- Dataset content:
+ + + + + + +

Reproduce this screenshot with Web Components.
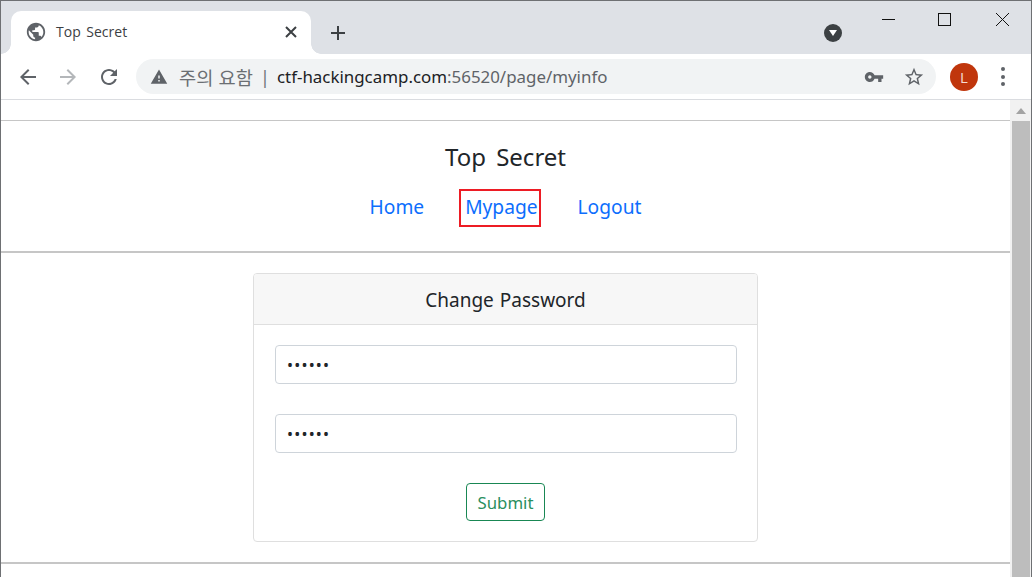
<!DOCTYPE html>
<html lang="ko"><head><meta charset="utf-8"><title>Top Secret</title>
<style>
html,body{margin:0;padding:0;height:100%;overflow:hidden;background:#fff}
body{font-family:"Noto Sans","Noto Sans CJK KR",sans-serif}
</style></head><body>
<browser-window>
  <browser-tabstrip slot="chrome"></browser-tabstrip>
  <browser-toolbar slot="chrome"></browser-toolbar>
  <site-header></site-header>
  <password-card></password-card>
</browser-window>
<script>
function def(name, html){
  customElements.define(name, class extends HTMLElement{
    constructor(){super();this.attachShadow({mode:'open'}).innerHTML=html;}
  });
}
const ic=(d,s,c,extra='')=>`<svg width="${s}" height="${s}" viewBox="0 0 24 24" fill="${c}" ${extra}><path d="${d}"/></svg>`;

def('browser-window',`<style>
:host{display:flex;flex-direction:column;width:1032px;height:577px;box-sizing:border-box;border:1px solid #6e7073;border-bottom:0;overflow:hidden;background:#fff}
.view{flex:1;display:flex;min-height:0}
main{flex:1;min-width:0;display:flex;flex-direction:column;padding-top:20px}
hr{margin:0;border:0;height:1px;background:#c6c6c6;flex:none}
hr.b{height:2px}
</style><slot name="chrome"></slot>
<div class="view"><main><hr><slot></slot><hr class="b"></main><page-scrollbar></page-scrollbar></div>`);

def('page-scrollbar',`<style>
:host{display:flex;flex-direction:column;align-items:center;flex:none;width:21px;background:#f1f1f1;box-sizing:border-box}
.up{height:21px;flex:none;display:flex;align-items:center;justify-content:center}
.thumb{width:18px;flex:1;background:#bdbdbd}
</style><div class="up"><svg width="10" height="6" viewBox="0 0 10 6"><path d="M5 0 10 6H0z" fill="#a3a3a3"/></svg></div><div class="thumb"></div>`);

def('browser-tabstrip',`<style>
:host{display:flex;flex:none;height:53px;background:#dee1e6;position:relative;align-items:flex-end;padding-left:10px;font-family:"Open Sans","Noto Sans",sans-serif}
.tab{position:relative;width:300px;height:43px;box-sizing:border-box;background:#fff;border-radius:10px 10px 0 0;display:flex;align-items:center;padding:0 13px 2px 14px;color:#3c4043;font-size:14px}
.tab::before,.tab::after{content:"";position:absolute;bottom:0;width:10px;height:10px;background:radial-gradient(circle at 0 0,#dee1e6 9.5px,#fff 10px)}
.tab::before{left:-10px}
.tab::after{right:-10px;transform:scaleX(-1)}
.title{margin-left:9px;flex:1;white-space:nowrap;word-spacing:2px}
.plus{margin:0 0 12px 18px;display:flex}
.down{position:absolute;left:823px;top:23px;width:18px;height:18px;border-radius:50%;background:#3c4043;display:flex;align-items:center;justify-content:center}
.win{position:absolute;top:0;right:0;display:flex}
.win svg{display:block}
</style>
<div class="tab"><svg width="22" height="22" viewBox="0 0 24 24" fill="#5f6368"><path d="M12 2C6.48 2 2 6.48 2 12s4.48 10 10 10 10-4.48 10-10S17.52 2 12 2zm-1 17.93c-3.95-.49-7-3.85-7-7.93 0-.62.08-1.21.21-1.79L9 15v1c0 1.1.9 2 2 2v1.93zm6.9-2.54c-.26-.81-1-1.39-1.9-1.39h-1v-3c0-.55-.45-1-1-1H8v-2h2c.55 0 1-.45 1-1V7h2c1.1 0 2-.9 2-2v-.41c2.93 1.19 5 4.06 5 7.41 0 2.08-.8 3.97-2.1 5.39z"/></svg>
<span class="title">Top Secret</span>
<svg width="14" height="14" viewBox="0 0 14 14" stroke="#3c4043" stroke-width="2" fill="none"><path d="M2 2 12 12M12 2 2 12"/></svg></div>
<div class="plus"><svg width="18" height="18" viewBox="0 0 18 18" stroke="#3c4043" stroke-width="2" fill="none"><path d="M9 2V16M2 9H16"/></svg></div>
<div class="down"><svg width="8" height="6" viewBox="0 0 8 6"><path d="M0 0H8L4 6z" fill="#fff"/></svg></div>
<div class="win"><svg width="149" height="36" viewBox="0 0 149 36" fill="none" stroke="#111" stroke-width="1" shape-rendering="crispEdges"><path d="M0 18.5H13"/><rect x="56.5" y="12.5" width="12" height="12"/><path d="M114 12 127 25M127 12 114 25" shape-rendering="auto"/></svg></div>`);

def('browser-toolbar',`<style>
:host{display:flex;flex:none;align-items:center;height:46px;box-sizing:border-box;border-bottom:1px solid #dadce0;background:#fff;position:relative}
.btn{width:40px;height:40px;flex:none;display:flex;align-items:center;justify-content:center}
.nav{display:flex;margin:0 0 0 7px}
.nav .btn:last-child{margin-left:1px}
.omni{margin:0 0 0 7px;width:800px;height:35px;border-radius:18px;background:#f1f3f4;flex:none;display:flex;align-items:center;box-sizing:border-box;padding-left:14px;font-size:16.9px;white-space:nowrap;color:#5f6368}
.warn{display:flex;width:18px}
.ko{margin-left:11px;font-family:"Noto Sans CJK KR","Noto Sans",sans-serif;font-size:18.7px;color:#6b6f73}
.sep{margin:0 7px 0 7px;font-size:18px;color:#70757a}
.h{color:#202124}
.r{flex:1}
.key{display:flex;margin-right:19px}
.star{display:flex;margin-right:11px}
.av{margin:0 0 0 14px;width:28px;height:28px;border-radius:50%;background:#c0360c;color:#f6dcd2;display:flex;align-items:center;justify-content:center;font:15px "Open Sans",sans-serif;flex:none}
.menu{margin:0 0 0 23px;width:4px;display:flex;flex-direction:column;gap:3.4px}
.menu i{display:block;width:4px;height:4px;border-radius:50%;background:#5f6368}
</style>
<div class="nav"><div class="btn">${ic('M20 11H7.83l5.59-5.59L12 4l-8 8 8 8 1.41-1.41L7.83 13H20v-2z',24,'#5f6368')}</div>
<div class="btn">${ic('M20 11H7.83l5.59-5.59L12 4l-8 8 8 8 1.41-1.41L7.83 13H20v-2z',24,'#b4b7ba','style="transform:scaleX(-1)"')}</div>
<div class="btn">${ic('M17.65 6.35C16.2 4.9 14.21 4 12 4c-4.42 0-7.99 3.58-7.99 8s3.57 8 7.99 8c3.73 0 6.84-2.55 7.73-6h-2.08c-.82 2.33-3.04 4-5.65 4-3.31 0-6-2.69-6-6s2.69-6 6-6c1.66 0 3.14.69 4.22 1.78L13 11h7V4l-2.35 2.35z',24,'#5f6368')}</div></div>
<div class="omni"><span class="warn">${ic('M1 21h22L12 2 1 21zm12-3h-2v-2h2v2zm0-4h-2v-4h2v4z',18,'#5f6368')}</span>
<span class="ko">주의 요함</span><span class="sep">|</span><span><span class="h">ctf-hackingcamp.com</span>:56520/page/myinfo</span><span class="r"></span>
<span class="key">${ic('M12.65 10C11.83 7.67 9.61 6 7 6c-3.31 0-6 2.69-6 6s2.69 6 6 6c2.61 0 4.83-1.67 5.65-4H17v4h4v-4h2v-4H12.65zM7 14c-1.1 0-2-.9-2-2s.9-2 2-2 2 .9 2 2-.9 2-2 2z',20,'#5f6368')}</span>
<span class="star">${ic('M22 9.24l-7.19-.62L12 2 9.19 8.63 2 9.24l5.46 4.73L5.82 21 12 17.27 18.18 21l-1.63-7.03L22 9.24zM12 15.4l-3.76 2.27 1-4.28-3.32-2.88 4.38-.38L12 6.1l1.71 4.04 4.38.38-3.32 2.88 1 4.28L12 15.4z',22,'#5f6368')}</span></div>
<div class="av">L</div><div class="menu"><i></i><i></i><i></i></div>`);

def('site-header',`<style>
:host{display:block;text-align:center;color:#212529;border-bottom:2px solid #c6c6c6;box-sizing:border-box;height:132px}
h1{margin:0;padding-top:18px;font-weight:400;font-size:24px;line-height:36px;word-spacing:4px;color:#212529}
nav{display:flex;justify-content:center;align-items:center;margin-top:14px;height:38px;font-size:19.2px}
a{color:#0d6efd;text-decoration:none;white-space:nowrap}
a:not(.on){margin-top:-4px}
.on{border:2px solid #ed1c24;padding:0 1px 4px 4px;height:38px;box-sizing:border-box;display:flex;align-items:center;margin:0 37px 0 35px}
</style><h1>Top Secret</h1><nav><a href="#">Home</a><a class="on" href="#">Mypage</a><a href="#">Logout</a></nav>`);

def('password-card',`<style>
:host{display:block;width:505px;height:269px;box-sizing:border-box;margin:20px auto 20px;border:1px solid #dfdfdf;border-radius:4px;color:#212529;font-size:16px;overflow:hidden;flex:none}
header{height:51px;box-sizing:border-box;background:#f7f7f7;border-bottom:1px solid #dfdfdf;display:flex;align-items:center;justify-content:center;font-size:19px;word-spacing:1px;padding:2px 0 0}
form{display:flex;flex-direction:column;padding:20px 20px 0 21px;gap:30px;align-items:stretch}
input{box-sizing:border-box;height:39px;width:462px;border:1px solid #ced4da;border-radius:4px;padding:0 11px;font:16px "Noto Sans",sans-serif;letter-spacing:1.2px;color:#212529;background:#fff;outline:0}
button{align-self:center;height:38px;width:79px;background:#fff;border:1px solid #198754;border-radius:4px;color:#2a8f60;font:16.8px "Noto Sans",sans-serif;padding:0;margin-right:1px}
</style><header>Change Password</header><form onsubmit="return false"><input type="password" value="secret"><input type="password" value="secret"><button type="button">Submit</button></form>`);
</script>
</body></html>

+ + + + + + +

Find each line holding the string "this" and copy it out.

- The answer:
Reproduce this screenshot with Web Components.
    constructor(){super();this.attachShadow({mode:'open'}).innerHTML=html;}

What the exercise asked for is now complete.